When I asked a veteran worker what he thought of the café’s new image, I didn’t get an opinion, but dissuasion. “If you’re going to write an article on the old and new Murray-Dodge, wait another six weeks,” he said. “As for the changes, they’re not over yet.” He proceeded to tell me that the old white mugs are temporary, and the iconic painted ones are somewhere in storage. The tables and chairs aren’t permanent, either. Something will replace them, he said, though whether that something would be new or old, tables or couches, wooden or plastic, he didn’t know. And if all goes as planned, he promises white walls will once again meet paint. An ongoing argument with the university is causing the holdup.

So, given that Murray-Dodge is still in transition, why write the article now? Why not take his advice wait six weeks? Part of the answer is that I already waited one. Last week, while the oven was still MIA, I visited Murray-Dodge with the intention of tracking the missing oven’s effect on the social scene. I walked in certain that without fresh cookies, the numbers of Murray-Dodge attendees would plunge. After all, there would be no incentive to go. But instead of finding the dead, cheerless, dungeon-like basement I imagined, I found that Murray-Dodge was more or less just as populated as before. Even more concerning was the way students bit and broke the cold cookies, seemingly unaware of their inferiority to those of the past. Convinced that I was missing something, and that there must be some sort of tangible disappointment, I counted the numbers of people doing homework versus playing games, and I tracked the frequency of laughter, hopelessly comparing my findings to vague memories of last year’s café. I even asked a worker if there was a shift in morale, which she denied. Unwilling to let the facts rest, I approached a quiet studier, to ask what lured her to Murray-Dodge in the wake of store-bought cookies. But the answer I got only confirmed that I was wrong: “What? The oven’s gone? I didn’t even notice.” I left the café thinking maybe my last year’s friends were right. Maybe people didn’t go to Murray-Dodge for the cookies. Maybe it was a den of hipsterdom the whole time.
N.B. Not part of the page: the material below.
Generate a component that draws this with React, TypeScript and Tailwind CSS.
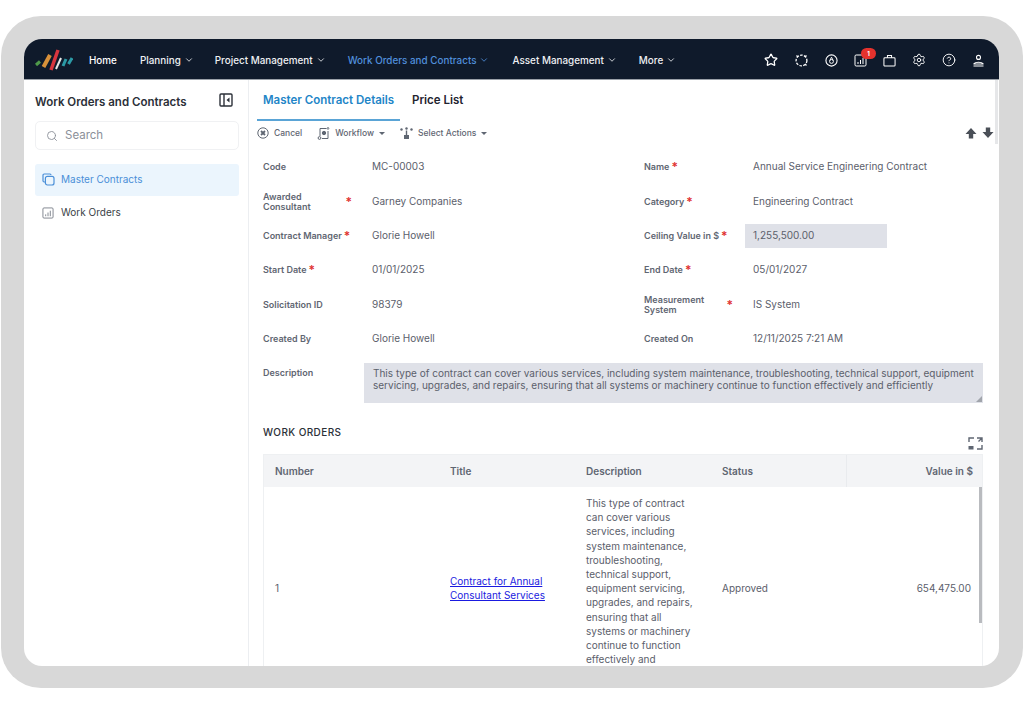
import { ReactNode } from "react";
import { ChevronDown, CircleHelp, Search, Settings, Star } from "lucide-react";

const navItems = [
  { label: "Planning", spacing: "ml-[23px]" },
  { label: "Project Management", spacing: "ml-[21px]" },
  { label: "Work Orders and Contracts", spacing: "ml-[22px]", active: true },
  { label: "Asset Management", spacing: "ml-[23px]" },
  { label: "More", spacing: "ml-[22px]" },
];

function Logo() {
  return (
    <svg width="38" height="22" viewBox="0 0 38 22" fill="none">
      <path d="M1 16 L5 12.5" stroke="#4f9a4a" strokeWidth="3" />
      <path d="M8.5 18 L15 6" stroke="#d9913a" strokeWidth="4" />
      <path d="M16 21 L23 1" stroke="#d8353f" strokeWidth="3.5" />
      <path d="M21 20 L26 9" stroke="#e8e8e8" strokeWidth="2" />
      <path d="M28 17 L31 10" stroke="#2c9aa6" strokeWidth="3" />
      <path d="M33.5 15 L37 9" stroke="#2c9aa6" strokeWidth="3" />
    </svg>
  );
}

function DashedCircleIcon() {
  return (
    <svg width="15" height="15" viewBox="0 0 15 15" fill="none" stroke="currentColor" strokeWidth="1.3">
      <circle cx="7.5" cy="7.5" r="5.4" strokeDasharray="2.6 1.3" />
      <path d="M2.5 2.5 L4 4 M12.5 12.5 L11 11 M12.5 2.5 L11 4" />
    </svg>
  );
}

function BadgeCircleIcon() {
  return (
    <svg width="13" height="13" viewBox="0 0 14 14" fill="none" stroke="currentColor">
      <circle cx="7" cy="7" r="6" strokeWidth="1.2" />
      <circle cx="7" cy="8" r="2.1" strokeWidth="1" />
      <path d="M7 3.4 L5.2 7 M7 3.4 L8.8 7" strokeWidth="1" />
    </svg>
  );
}

function ChartBoxIcon({ size = 13 }: { size?: number }) {
  return (
    <svg width={size} height={size} viewBox="0 0 13 13" fill="none" stroke="currentColor" strokeWidth="1">
      <rect x="1" y="1" width="11" height="11" rx="1.2" />
      <path d="M4 10 V8 M6.5 10 V6 M9 10 V4" />
    </svg>
  );
}

function CaseIcon() {
  return (
    <svg width="13" height="13" viewBox="0 0 14 14" fill="none" stroke="currentColor" strokeWidth="1.1">
      <rect x="1" y="4" width="12" height="9" rx="1" />
      <path d="M4.8 4 V1.6 H9.2 V4" />
    </svg>
  );
}

function PersonIcon() {
  return (
    <svg width="13" height="13" viewBox="0 0 13 13" fill="none" stroke="currentColor" strokeWidth="1.1">
      <circle cx="6.5" cy="3.4" r="2" />
      <path d="M2 9.6 C3.5 7.8 9.5 7.8 11 9.6 V10 H2 Z" />
      <path d="M1.5 12 H11.5" />
    </svg>
  );
}

function PanelIcon() {
  return (
    <svg width="14" height="14" viewBox="0 0 14 14" fill="none" stroke="currentColor" strokeWidth="1.4">
      <rect x="1" y="1" width="12" height="12" rx="1" />
      <path d="M5 1 V13" />
      <path d="M10.5 4.5 L7.5 7 L10.5 9.5 Z" fill="currentColor" stroke="none" />
    </svg>
  );
}

function StackIcon() {
  return (
    <svg width="13" height="13" viewBox="0 0 13 13" fill="none" stroke="currentColor" strokeWidth="1.2">
      <path d="M3 9 H2.2 A1.2 1.2 0 0 1 1 7.8 V2.2 A1.2 1.2 0 0 1 2.2 1 H8 A1.2 1.2 0 0 1 9 2" />
      <rect x="3.4" y="3.4" width="8.6" height="8.6" rx="2" />
    </svg>
  );
}

function CancelIcon() {
  return (
    <svg width="12" height="12" viewBox="0 0 12 12" fill="none" stroke="currentColor">
      <circle cx="6" cy="6" r="5.2" strokeWidth="1" />
      <path d="M4 4 L8 8 M8 4 L4 8" strokeWidth="1.8" />
    </svg>
  );
}

function WorkflowDocIcon() {
  return (
    <svg width="13" height="13" viewBox="0 0 13 13" fill="none" stroke="currentColor" strokeWidth="1">
      <path d="M3 9 V1.5 H9.5" />
      <path d="M11 4 V11.5 H5" />
      <circle cx="7" cy="6" r="1.7" fill="currentColor" />
      <circle cx="2.5" cy="11" r="1.4" />
      <path d="M11 0.5 V2.8 M10 1.5 L11 0.5 L12 1.5" />
    </svg>
  );
}

function ActionsIcon() {
  return (
    <svg width="13" height="13" viewBox="0 0 13 13" fill="currentColor">
      <circle cx="1.5" cy="2.5" r="1.2" />
      <circle cx="6.5" cy="1.5" r="1.2" />
      <circle cx="11.5" cy="2.5" r="1.2" />
      <path d="M5.8 3.5 H7.2 V8 H9 V12 H4 V8 H5.8 Z" />
    </svg>
  );
}

function SolidArrow({ down }: { down?: boolean }) {
  return (
    <svg width="12" height="12" viewBox="0 0 12 12" fill="currentColor" className={down ? "rotate-180" : ""}>
      <path d="M6 1 L11.5 7 H8.2 V11.5 H3.8 V7 H0.5 Z" />
    </svg>
  );
}

function ExpandIcon() {
  return (
    <svg width="15" height="13" viewBox="0 0 15 13" fill="none" stroke="currentColor" strokeWidth="1.4">
      <path d="M1 5 V1 H6" />
      <path d="M9 1 H14 V5 M14 1 L10.5 4.5" />
      <path d="M14 8 V12 H9" />
      <rect x="0.5" y="9" width="5" height="3.5" fill="currentColor" stroke="none" />
    </svg>
  );
}

function Field({
  label,
  value,
  required,
  split,
}: {
  label: ReactNode;
  value: ReactNode;
  required?: boolean;
  split?: boolean;
}) {
  return (
    <div className="flex items-center">
      <div className={`flex w-[109px] shrink-0 items-center text-[9px] font-semibold leading-[10px] text-[#5f6672] ${split ? "justify-between pr-[20px]" : ""}`}>
        <span>{label}</span>
        {required && <span className={`text-[12px] text-[#e0312f] ${split ? "" : "ml-[2px]"}`}>*</span>}
      </div>
      <div className="pb-[1px] text-[10px] text-[#5b606b]">{value}</div>
    </div>
  );
}

function Th({ className, children }: { className: string; children: ReactNode }) {
  return (
    <div className={`flex items-center pt-[1px] text-[10px] font-semibold text-[#5f6672] ${className}`}>{children}</div>
  );
}

export default function App() {
  return (
    <div className="h-[705px] w-[1024px] overflow-hidden bg-white pl-[1px] pt-4 font-['Inter',sans-serif]">
      <div className="h-[672px] w-[1022px] rounded-[40px] bg-[#d8d8d8] pl-[23px] pt-[23px]">
        <div className="flex h-[627px] w-[975px] flex-col overflow-hidden rounded-[18px] bg-white">
          <header className="flex h-[41px] shrink-0 items-center border-b border-[#9aa0a8] bg-[#0f1a2b] pl-[11px] pr-[14px] pt-[2px] text-white">
            <Logo />
            <span className="ml-[16px] text-[9.9px] font-medium">Home</span>
            {navItems.map((item) => (
              <div
                key={item.label}
                className={`flex items-center gap-[3px] text-[9.9px] font-medium ${item.spacing} ${item.active ? "text-[#4f8fdc]" : "text-[#eef0f3]"}`}
              >
                {item.label}
                <ChevronDown size={10} strokeWidth={2} />
              </div>
            ))}
            <div className="ml-auto flex items-center gap-[16px]">
              <Star size={14} strokeWidth={2.2} />
              <DashedCircleIcon />
              <BadgeCircleIcon />
              <div className="relative">
                <ChartBoxIcon />
                <span className="absolute -top-[6px] left-[7px] flex h-[11px] w-[15px] items-center justify-center rounded-full bg-[#e5322d] text-[6px] font-bold text-white">1</span>
              </div>
              <CaseIcon />
              <Settings size={14} strokeWidth={1.6} />
              <CircleHelp size={14} strokeWidth={1.6} />
              <PersonIcon />
            </div>
          </header>

          <div className="flex min-h-0 flex-1">
            <aside className="w-[225px] shrink-0 border-r border-[#eceef1] pl-[11px] pr-[9px] pt-[15px]">
              <div className="flex h-[16px] items-center justify-between pr-[6px]">
                <h2 className="text-[11.5px] font-semibold text-[#2b3038]">Work Orders and Contracts</h2>
                <span className="-mt-[6px] text-[#2b3038]"><PanelIcon /></span>
              </div>
              <div className="mt-[10px] flex h-[29px] items-center gap-[7px] rounded-[5px] border border-[#f0f1f3] pl-[10px] text-[11.5px] text-[#8b9099]">
                <Search size={12} strokeWidth={1.8} />
                Search
              </div>
              <div className="mt-[14px] flex h-[32px] items-center gap-[6px] rounded-[3px] bg-[#ebf5fd] pb-[1px] pl-[7px] text-[10px] text-[#4a8fd8]">
                <StackIcon />
                Master Contracts
              </div>
              <div className="mt-[1px] flex h-[32px] items-center gap-[7px] pb-[1px] pl-[7px] text-[10px] text-[#3a3f47]">
                <span className="text-[#7b808a]"><ChartBoxIcon size={12} /></span>
                Work Orders
              </div>
            </aside>

            <main className="relative min-w-0 flex-1 overflow-hidden pl-[14px]">
              <div className="flex h-[41px] items-start">
                <div className="-ml-[6px] h-[41px] w-[143px] border-b-2 border-[#5aa4d6] pl-[6px] pt-[12px] text-[11.5px] font-semibold text-[#2285c7]">
                  Master Contract Details
                </div>
                <div className="ml-[12px] pt-[12px] text-[11.5px] font-semibold text-[#1f2430]">Price List</div>
              </div>

              <div className="flex h-[24px] items-center pr-[5px] text-[8.5px] font-medium text-[#5f6672]">
                <span className="-ml-[6px]"><CancelIcon /></span>
                <span className="ml-[5px]">Cancel</span>
                <span className="ml-[15px]"><WorkflowDocIcon /></span>
                <span className="ml-[5px]">Workflow</span>
                <span className="ml-[5px] border-x-[3px] border-t-[3px] border-x-transparent border-t-[#5f6672]" />
                <span className="ml-[15px]"><ActionsIcon /></span>
                <span className="ml-[5px]">Select Actions</span>
                <span className="ml-[5px] border-x-[3px] border-t-[3px] border-x-transparent border-t-[#5f6672]" />
                <div className="ml-auto flex items-center gap-[5px] text-[#4a4f57]">
                  <SolidArrow />
                  <SolidArrow down />
                </div>
              </div>

              <div className="mt-[5px] grid w-[720px] auto-rows-[34.4px] grid-cols-[381px_1fr]">
                <Field label="Code" value="MC-00003" />
                <Field label="Name" value="Annual Service Engineering Contract" required />
                <Field label={<>Awarded<br />Consultant</>} value="Garney Companies" required split />
                <Field label="Category" value="Engineering Contract" required />
                <Field label="Contract Manager" value="Glorie Howell" required />
                <Field
                  label="Ceiling Value in $"
                  required
                  value={<div className="-ml-[8px] mt-[1px] flex h-[24px] w-[142px] items-center bg-[#dfe1e8] pl-[8px]">1,255,500.00</div>}
                />
                <Field label="Start Date" value="01/01/2025" required />
                <Field label="End Date" value="05/01/2027" required />
                <Field label="Solicitation ID" value="98379" />
                <Field label={<>Measurement<br />System</>} value="IS System" required split />
                <Field label="Created By" value="Glorie Howell" />
                <Field label="Created On" value="12/11/2025 7:21 AM" />
              </div>

              <div className="mt-[7px] flex w-[720px]">
                <div className="w-[101px] shrink-0 pt-[3px] text-[9px] font-semibold text-[#5f6672]">Description</div>
                <div className="relative h-[40px] flex-1 bg-[#dfe1e8] px-[9px] pt-[4px] text-[10px] leading-[12px] text-[#5b606b]">
                  This type of contract can cover various services, including system maintenance, troubleshooting, technical support, equipment servicing, upgrades, and repairs, ensuring that all systems or machinery continue to function effectively and efficiently
                  <span className="absolute bottom-[1px] right-[1px] border-b-[6px] border-l-[6px] border-b-[#a0a4ab] border-l-transparent" />
                </div>
              </div>

              <div className="mt-[22px] flex w-[720px] items-start justify-between">
                <h3 className="text-[10px] font-medium tracking-[0.4px] text-[#2b3038]">WORK ORDERS</h3>
                <span className="mt-[12px] text-[#5f6672]"><ExpandIcon /></span>
              </div>

              <div className="mt-[4px] w-[720px] border-x border-t border-[#eef0f2]">
                <div className="flex h-[32px] bg-[#f3f4f6]">
                  <Th className="w-[173px] pl-[11px]">Number</Th>
                  <Th className="w-[136px] pl-[13px]">Title</Th>
                  <Th className="w-[136px] pl-[13px]">Description</Th>
                  <Th className="w-[137px] pl-[13px]">Status</Th>
                  <Th className="flex-1 justify-end border-l border-[#e9ebee] pr-[9px]">Value in $</Th>
                </div>
                <div className="relative flex h-[202px] items-center text-[10px] text-[#5b606b]">
                  <div className="w-[173px] pl-[11px]">1</div>
                  <div className="w-[136px] pl-[13px] pr-[18px] leading-[14px] text-[#1a1ae0] underline">
                    Contract for Annual Consultant Services
                  </div>
                  <div className="w-[136px] pl-[13px] pr-[14px] leading-[14.2px]">
                    This type of contract can cover various services, including system maintenance, troubleshooting, technical support, equipment servicing, upgrades, and repairs, ensuring that all systems or machinery continue to function effectively and efficiently
                  </div>
                  <div className="w-[137px] pl-[13px]">Approved</div>
                  <div className="flex-1 pr-[11px] text-right">654,475.00</div>
                  <span className="absolute right-0 top-0 h-[136px] w-[3px] bg-[#b9bbbf]" />
                </div>
              </div>

              <span className="absolute right-[1px] top-0 h-[64px] w-[3px] bg-[#e6e7e9]" />
            </main>
          </div>
        </div>
      </div>
    </div>
  );
}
Now I return to find things changed yet also the same—the oven is back, the mint chip cookies are fresh and experimental as ever, and the walls and mugs are still oppressively white. As expected, the crowd remained the same. Numbers hadn’t decreased, but neither had the new “mainstream-friendly” interior drawn a noticeably wider crowd. So now I was back to my original question: what it is that brings students to Murray-Dodge. If not the cookies, is it the comfortable seating? The undying urge to play Taboo in small groups? The inexplicable hip instinct to seek subterranean hideouts? Something must draw the crowd together—that’s the way everything else on campus works. Clubs are the foundational unit of social activity, and without them students would have no reason to meet. All the a cappella groups and dance troupes and theater companies are walking, singing, jazz-handed proof of the reign of the extracurricular. It doesn’t matter what you do: from USG to LGBT to beekeeping to Chinese theater, there’s always some common vested interest around which campus groups form. It doesn’t follow that the purported Murray-Dodge “crowd” would be the one exception.

Here’s one explanation. Maybe it was about the cookies the whole time, not just in Murray-Dodge but in all campus groups across the board. Maybe the real reason any group gets together is the food. If you think about it, it doesn’t seem that far off. Last week I got an email luring me to a genocide seminar with free cannoli. On Thursday night, PFA gathered with Papa John’s, and the Society of Women’s Engineering roped in members with cupcakes numbering in the hundreds. Maybe the Murray-Dodge crowd is just one step ahead of the rest of us, a club for those who realized they can get their fill without the added effort. But here’s another explanation, and here’s where the other half of the answer comes in. While I could wait six weeks to see how the next new couch or splash of paint will roll over with the hipster crowd, I could also say with confidence now that no one’s really paying attention. Not to the wear on the couches, not to the freshness of the cookies, and not to the supposed need to identify a commonality before sitting and enjoying conversation. I’m tempted to say that Murray-Dodge is the counter-argument to the overwhelming activity-crazed mentality on campus, but even that would be going too far. It’s not a counter-argument at all. Rather, it merely ignores club syndrome, even if it means going literally underground. There’s no purpose to people sitting around and talking over cookies, no statement to be made or mission to be achieved. Murray-Dodge is just enjoyment, or homework, or eating your stress away, or awkward nights of Pictionary— Murray-Dodge is not about anything.